Ariel Investments’ Charles Bobrinskoy warned that Bitcoin is a momentum-driven bubble and predicted an imminent price crash as regulatory and market sentiment changes.
Bobrinskoy issued this harsh warning about Bitcoin (BTC), labeling the cryptocurrency a “get rich quick scheme” based on momentum rather than intrinsic value.
Speaking to CNBC’s The Exchange, Bobrinskoy expressed concerns about Bitcoin’s dependence on minimal regulatory oversight, arguing that this leaves Bitcoin vulnerable to crashing when investor sentiment changes.
Bobrinskoy noted that Bitcoin’s appeal stems from its lack of regulation, which allows for large, anonymous transactions.
He also highlighted its association with criminal activity and its departure from traditional Know Your Customer rules as risks to the wider financial system. He rejected the initial narrative of Bitcoin as a means of transaction, adding that its current position as a store of value lacks long-term sustainability.

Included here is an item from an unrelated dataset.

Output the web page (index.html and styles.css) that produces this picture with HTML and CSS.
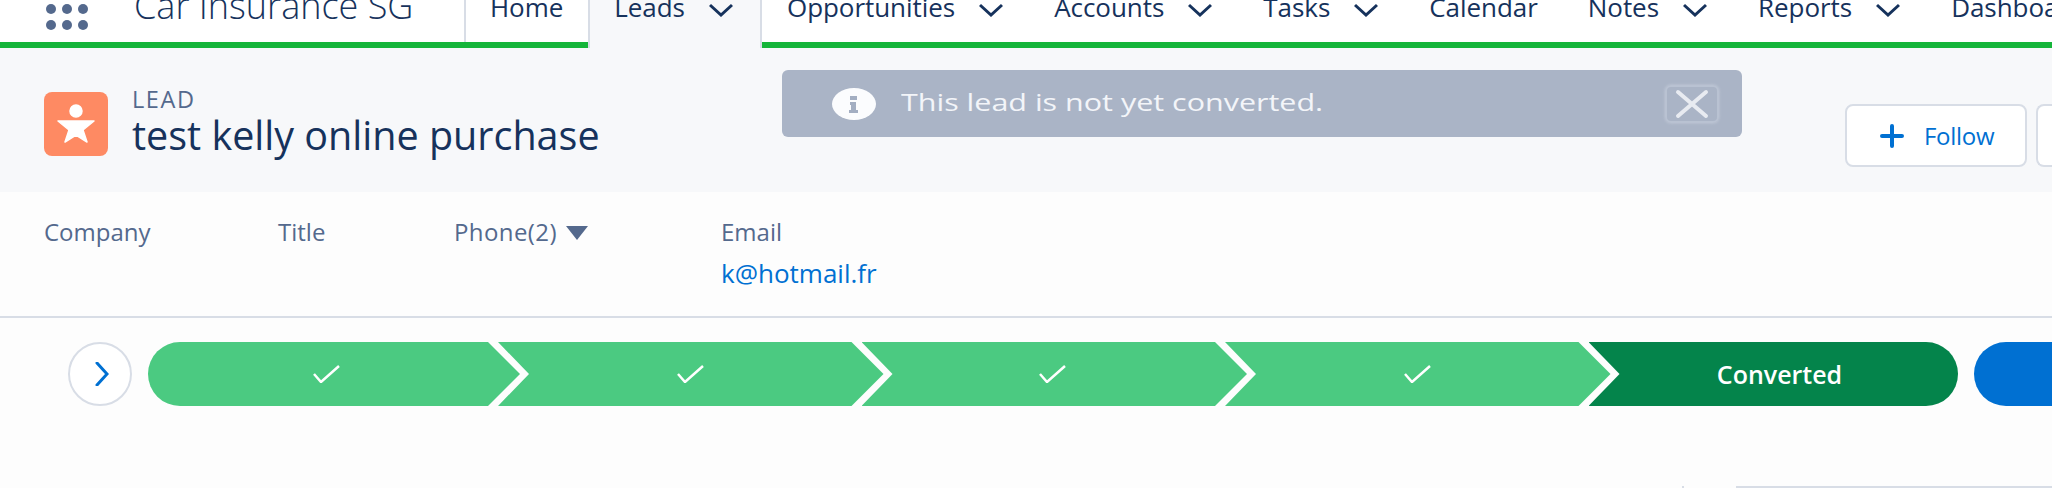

Bitcoin’s price increase is purely speculative
Bobrinskoy, who runs Ariel’s value-focused investment strategy and has decades of experience in investment banking, attributed Bitcoin’s recent price gains to speculative enthusiasm rather than fundamental economic fundamentals.
He predicted a sharp decline in Bitcoin’s value once its momentum fades, citing concerns that the cryptocurrency is weakening the US dollar and exposing investors to significant risks.
“What that means is that it’s up because it’s up, and if it starts to lose momentum it’s going to go down dramatically, and that’s going to happen,” he said.
Known for its disciplined approach to value, Ariel Investments has long focused on traditional stocks. Bobrinskoy’s remarks reflect ongoing skepticism in traditional financial circles about the sustainability of cryptocurrencies without stronger regulatory frameworks.